To summarize, this approach to training the reporter takes the failure mode of the human simulator off the table. Instead, we can call the primary failure mode the consistent reporter + information encrypter. We use a combination of supervised training for observable states and logical conditions or conditional probabilities between elements of the human’s Bayes net to make direct translation favorable, and we use other regularization approaches to prevent information encryption.


Assume that there is an element of R uncorrelated with any others such that consistency constraints do not limit it. Also, it is not directly observable to humans. The reporter is free to map any set of state elements to this node in the human’s Bayes net. Now, since the questions posed are open-ended, the reporter is free to insert this unconstrained node into its answers. Since it’s a statement about the state, it would not be removed by translation, etc. Encoding this extra information could be done very sneakily and be hard to detect.

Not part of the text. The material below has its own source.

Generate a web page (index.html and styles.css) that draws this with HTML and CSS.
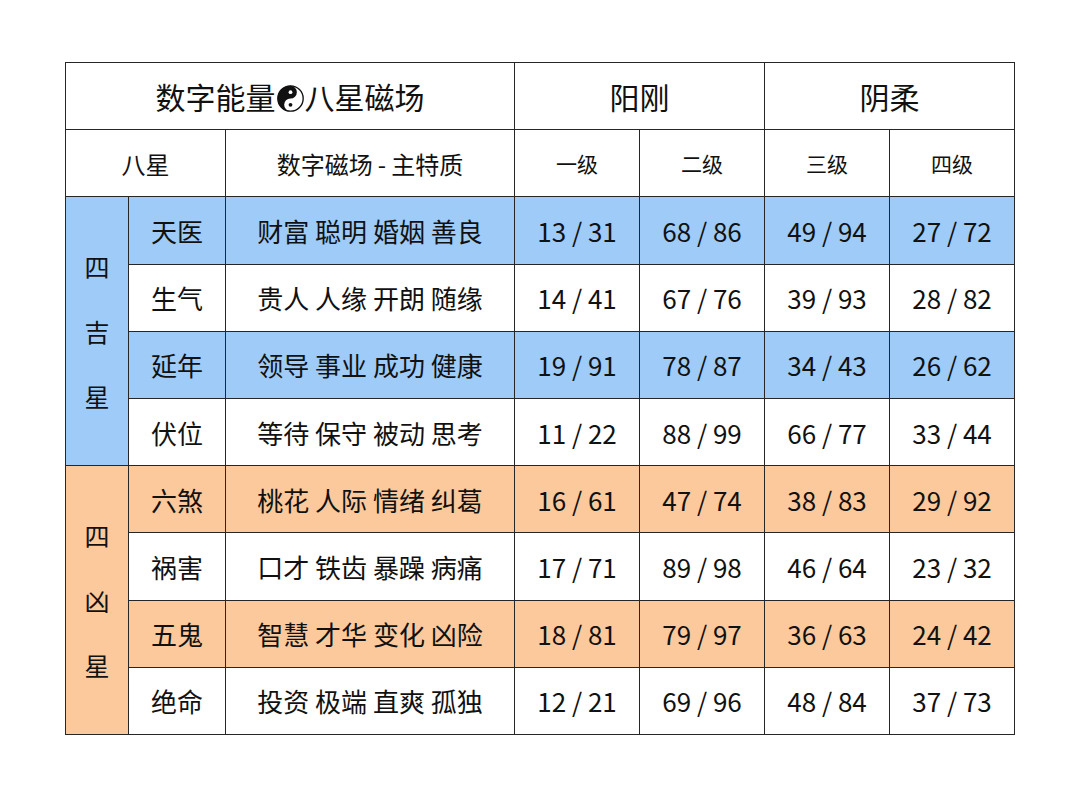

The reporter could then use a human simulator to generate the majority of the natural language answer while retaining predictive power.


A few things discourage this behavior:

  • It would need to do this pervasively, as we train with a random sample of questions.
  • These nodes would appear irrelevant to the question posed; people could notice them in answers.
  • We would see a significant mismatch between the predictive power of these nodes and our expectation of their predictive power.
  • Some regularization approaches we use disfavor this behavior: summarization, truncation, random fact insertion.